Fisicamente, podemos estar vivos, mas as nossas janelas e portas estão fechadas. E elas impedem que o ressuscitado entre na casa de nossa vida. Manter-se no caminho é fazer memória sempre de sua paixão, morte e ressurreição. Sem memória não seguimos adiante. A memória de nossos queridos e queridas que partiram para a vida eterna nos deixa ligados ao seu coração, seu corpo físico que não mais está no meio de nós. Isso é ser o Tomé renovado, da fé.
Caso contrário, nos tornamos sem sentimentos, sem fé e sem dignidade ou até mesmo um pobre “Lázaro” brasileiro, perseguido e morto, por uma sociedade doentia, uma boa parte dela insensível à dor de milhões que têm os seus na lista dos mais de 500 mil mortos, grande parte deles por irresponsabilidade dos governos. Especialistas afirmam que 396 mil delas poderiam ter sido evitadas.
Uma sociedade que acredita em armas visando um ‘cancelamento’ em massa, que com que o ser humano, feito bandido por ela ou por desvio de personalidade, deva ser morto, punido porque perdemos o modo compassivo de ser brasileiro, e por isso faz festa com uma morte de um ‘doente’ para desviar a atenção de tantas outras.

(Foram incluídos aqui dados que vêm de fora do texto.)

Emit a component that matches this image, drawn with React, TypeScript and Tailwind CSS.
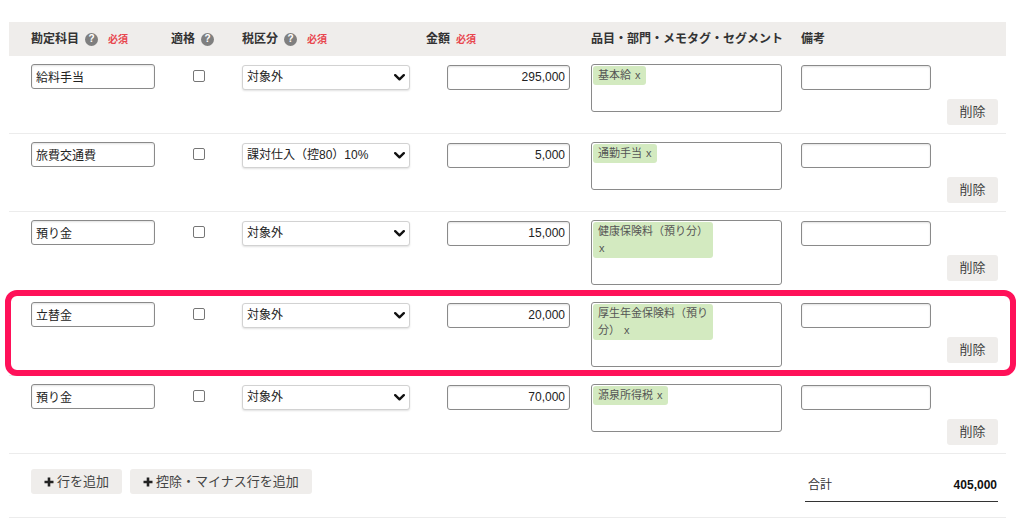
import type { ReactNode } from "react"

type Row = {
  account: string
  tax: string
  amount: string
  tag: string
  highlight?: boolean
}

const rows: Row[] = [
  { account: "給料手当", tax: "対象外", amount: "295,000", tag: "基本給" },
  { account: "旅費交通費", tax: "課対仕入（控80）10%", amount: "5,000", tag: "通勤手当" },
  { account: "預り金", tax: "対象外", amount: "15,000", tag: "健康保険料（預り分）" },
  { account: "立替金", tax: "対象外", amount: "20,000", tag: "厚生年金保険料（預り分）", highlight: true },
  { account: "預り金", tax: "対象外", amount: "70,000", tag: "源泉所得税" },
]

const grid = "grid grid-cols-[140px_71px_184px_165px_210px_146px_59px] pl-[22px]"

function Help() {
  return (
    <span className="ml-[6px] flex h-[13px] w-[13px] items-center justify-center rounded-full bg-[#7f7f7f] text-[10px] font-bold leading-none text-white">
      ?
    </span>
  )
}

function Required({ className = "ml-[10px]" }: { className?: string }) {
  return <span className={`${className} text-[10px] font-bold text-[#e8464e]`}>必須</span>
}

function HeadCell({ children }: { children: ReactNode }) {
  return <div className="flex items-center text-[12px] font-bold text-[#333]">{children}</div>
}

function Chevron() {
  return (
    <svg width="11" height="7" viewBox="0 0 11 7" className="pointer-events-none absolute right-[5px] top-[10px]">
      <path d="M1.2 1.2 L5.5 5.3 L9.8 1.2" fill="none" stroke="#111" strokeWidth="2.4" strokeLinecap="round" strokeLinejoin="round" />
    </svg>
  )
}

function Plus() {
  return (
    <svg width="10" height="10" viewBox="0 0 10 10" className="mr-[3px]">
      <path d="M5 0.5 V9.5 M0.5 5 H9.5" stroke="#222" strokeWidth="2.6" />
    </svg>
  )
}

const inputCls =
  "h-[25px] rounded-[3px] border border-[#8a8a8a] bg-white px-[4px] text-[12px] text-[#222] shadow-[inset_0_1px_2px_rgba(0,0,0,0.12)] outline-none"

function EntryRow({ row }: { row: Row }) {
  return (
    <div className={`relative border-b border-[#ececec] py-2 ${grid}`}>
      <div>
        <input readOnly defaultValue={row.account} className={`${inputCls} w-[124px]`} />
      </div>
      <div>
        <div className="ml-[22px] mt-[6px] h-[12px] w-[12px] rounded-[2px] border border-[#767676] bg-white" />
      </div>
      <div>
        <div className="relative w-[168px]">
          <select
            defaultValue={row.tax}
            className="h-[25px] w-full appearance-none rounded-[3px] border border-[#d2d2d2] bg-white pl-[4px] text-[12px] text-[#222] shadow-[0_1px_2px_rgba(0,0,0,0.12)] outline-none"
          >
            <option>{row.tax}</option>
          </select>
          <Chevron />
        </div>
      </div>
      <div>
        <input readOnly defaultValue={row.amount} className={`${inputCls} ml-[21px] w-[123px] text-right`} />
      </div>
      <div>
        <div className="flex w-[191px] flex-col items-start rounded-[3px] border border-[#8a8a8a] bg-white p-px">
          <span className="block max-w-[120px] rounded-[3px] bg-[#d3eac0] px-[5px] pb-px pt-px text-[11px] leading-[17px] text-[#555]">
            {row.tag} <span className="ml-px">x</span>
          </span>
          <div className="h-[25px]" />
        </div>
      </div>
      <div>
        <input readOnly className={`${inputCls} w-[130px]`} />
      </div>
      <div className="pt-[35px]">
        <button className="h-[26px] w-[51px] rounded-[3px] bg-[#efedeb] text-[13px] text-[#444]">削除</button>
      </div>
      {row.highlight && (
        <div className="pointer-events-none absolute -bottom-[1px] -left-[4px] -right-[10px] -top-[4px] rounded-[12px] border-[6px] border-[#ff1159]" />
      )}
    </div>
  )
}

export default function App() {
  return (
    <div className="min-h-screen bg-white pt-[22px] font-['Liberation_Sans','Noto_Sans_CJK_JP',sans-serif]">
      <div className="ml-[9px] w-[997px]">
        <div className={`h-[34px] items-center bg-[#efedeb] ${grid}`}>
          <HeadCell>
            勘定科目
            <Help />
            <Required />
          </HeadCell>
          <HeadCell>
            適格
            <Help />
          </HeadCell>
          <HeadCell>
            税区分
            <Help />
            <Required />
          </HeadCell>
          <HeadCell>
            金額
            <Required className="ml-[6px]" />
          </HeadCell>
          <HeadCell>品目・部門・メモタグ・セグメント</HeadCell>
          <HeadCell>備考</HeadCell>
          <div />
        </div>

        {rows.map((row, i) => (
          <EntryRow key={i} row={row} />
        ))}

        <div className="flex items-start justify-between border-b border-[#ececec] pb-[15px] pl-[22px] pr-[8px] pt-[15px]">
          <div className="flex gap-[8px]">
            <button className="flex h-[25px] items-center rounded-[3px] bg-[#efedeb] px-[13px] text-[13px] text-[#444]">
              <Plus />
              行を追加
            </button>
            <button className="flex h-[25px] items-center rounded-[3px] bg-[#efedeb] px-[13px] text-[13px] text-[#444]">
              <Plus />
              控除・マイナス行を追加
            </button>
          </div>
          <div className="flex h-[33px] w-[193px] items-center justify-between border-b border-[#333] pl-[3px] pr-[1px]">
            <span className="text-[12px] text-[#333]">合計</span>
            <span className="text-[12px] font-bold text-[#111]">405,000</span>
          </div>
        </div>
      </div>
    </div>
  )
}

Policiais que entregam a presa morta, depois de uma longa caçada com mais de duas centenas de soldados armados, como um troféu, como nos velhos tempos de Lampião ou de filmes de terror hollywoodiano. Como foi deprimente ver aquela cena! Um filme da sociedade brasileira. Lamentável. Morremos todos com o Lázaro.

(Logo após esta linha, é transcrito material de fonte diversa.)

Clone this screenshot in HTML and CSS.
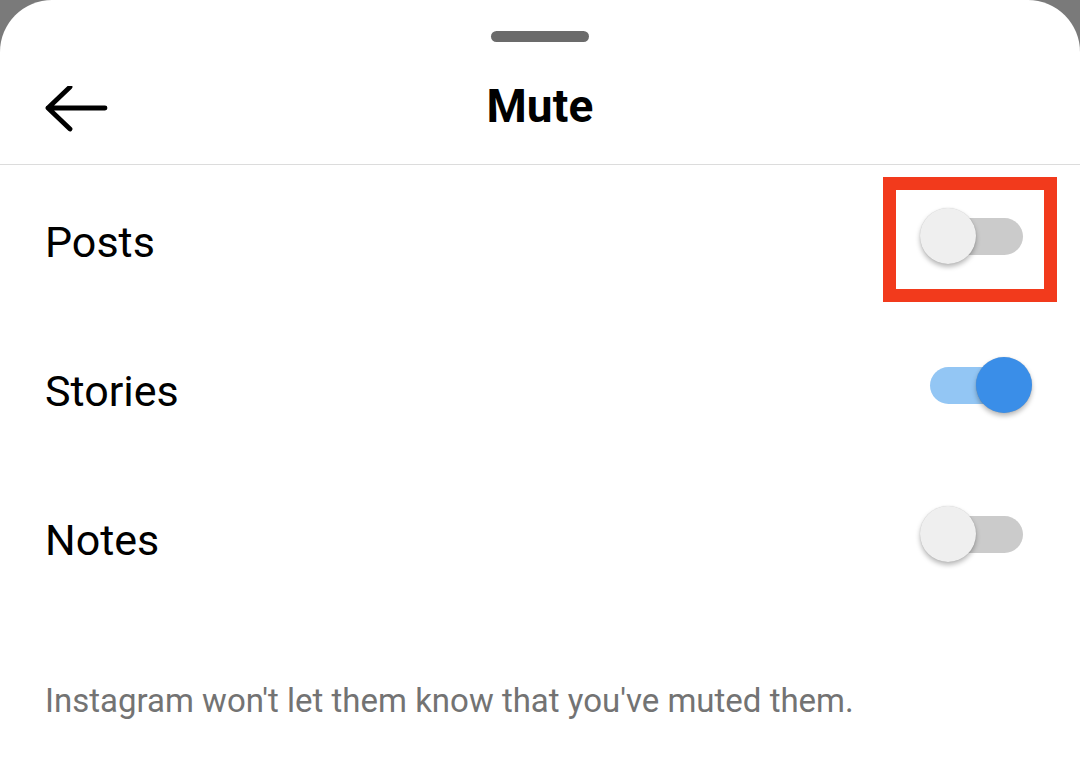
FILE: index.html
```html
<!DOCTYPE html>
<html>
<head>
	<title>Mute</title>
	<meta charset="utf-8">
	<link rel="stylesheet" href="styles.css">
</head>
<body>

	<div class="sheet">
		<div class="handle"></div>

		<div class="header">
			<svg class="back" width="64" height="50" viewBox="0 0 64 50">
				<path d="M3 22 H60 M25 1 L3 22 L25 43" fill="none" stroke="#000" stroke-width="4.8" stroke-linecap="round" stroke-linejoin="round"/>
			</svg>
			<h1>Mute</h1>
		</div>

		<div class="rows">
			<div class="row">
				<span class="label">Posts</span>
				<div class="switch">
					<div class="track"></div>
					<div class="thumb"></div>
					<div class="marker"></div>
				</div>
			</div>
			<div class="row">
				<span class="label">Stories</span>
				<div class="switch on">
					<div class="track"></div>
					<div class="thumb"></div>
				</div>
			</div>
			<div class="row">
				<span class="label">Notes</span>
				<div class="switch">
					<div class="track"></div>
					<div class="thumb"></div>
				</div>
			</div>
		</div>

		<p class="note">Instagram won't let them know that you've muted them.</p>
	</div>

</body>
</html>
```

FILE: styles.css
```css
*, *:before, *:after { box-sizing: border-box; }

html, body { margin: 0; height: 100%; }

body { background-color: #7a7a7a; font-family: Roboto, "Liberation Sans", sans-serif; color: #000; overflow: hidden; }

.sheet {
	background-color: #fff; min-height: 100%;
	border-radius: 52px 52px 0 0;
	padding-top: 31px;
}

.handle { width: 98px; height: 11px; margin: 0 auto; background-color: #6b6b6b; border-radius: 6px; }

/* title bar */
.header {
	position: relative; height: 123px; padding-top: 6px;
	display: flex; align-items: center; justify-content: center;
	border-bottom: 1px solid #dcdcdc;
}
.back { position: absolute; left: 45px; top: 44px; }
.header h1 { margin: 0; font-size: 46px; font-weight: 700; letter-spacing: 0.2px; }

/* toggles */
.rows { padding-top: 2px; }

.row {
	height: 149px; padding: 0 48px 0 45px;
	display: flex; align-items: center; justify-content: space-between;
}
.label { font-size: 43px; }

.switch { position: relative; width: 112px; height: 56px; margin-bottom: 11px; }

.track {
	position: absolute; left: 10px; right: 9px; top: 10px; height: 37px;
	background-color: #cbcbcb; border-radius: 19px;
}
.thumb {
	position: absolute; left: 0; top: 0; width: 56px; height: 56px;
	background-color: #efefef; border-radius: 50%;
	box-shadow: 0 3px 5px rgba(0,0,0,0.28), 0 0 1px rgba(0,0,0,0.2);
}
.switch.on .track { background-color: #93c6f4; }
.switch.on .thumb { left: auto; right: 0; background-color: #3a8ee8; }

.marker {
	position: absolute; left: -37px; top: -31px; width: 174px; height: 125px;
	border: 13px solid #f23a1c;
}

.note { margin: 67px 0 0 45px; font-size: 33px; line-height: 40px; color: #737373; }
```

Com Tomé, recuperemos o afeto, que vem do toque em mãos ressuscitadas, e a fé desacreditada diante de tantas barbáries, de modo que novos tempos ressurjam como sinais da presença de Deus no meio de nós! ‘Meu Senhor e meu Deus’ tenha dó de nós? Alivie a nossa pena! Fortaleça a nossa fé! Ajude-nos a abrir nossas portas na construção de um novo ser humano.
[1] FARIA, Jacir de Freitas. As origens apócrifas do Cristianismo: comentários ao evangelho de Maria Madalena e Tomé. 2 ed. São Paulo: Paulinas, 2003.
[2] FARIA, Jacir de Freitas. Vida Secreta dos apóstolos e apóstolas à luz dos Atos Apócrifos. 2 ed. Petrópolis: Vozes, 2006.
[3] FARIA, Jacir de Freitas. O Medo do Inferno e a arte de bem morrer: da devoção apócrifa à Dormição de Maria às irmandades de Nossa Senhora da Boa Morte, Petrópolis: Vozes, 2019, p. 67.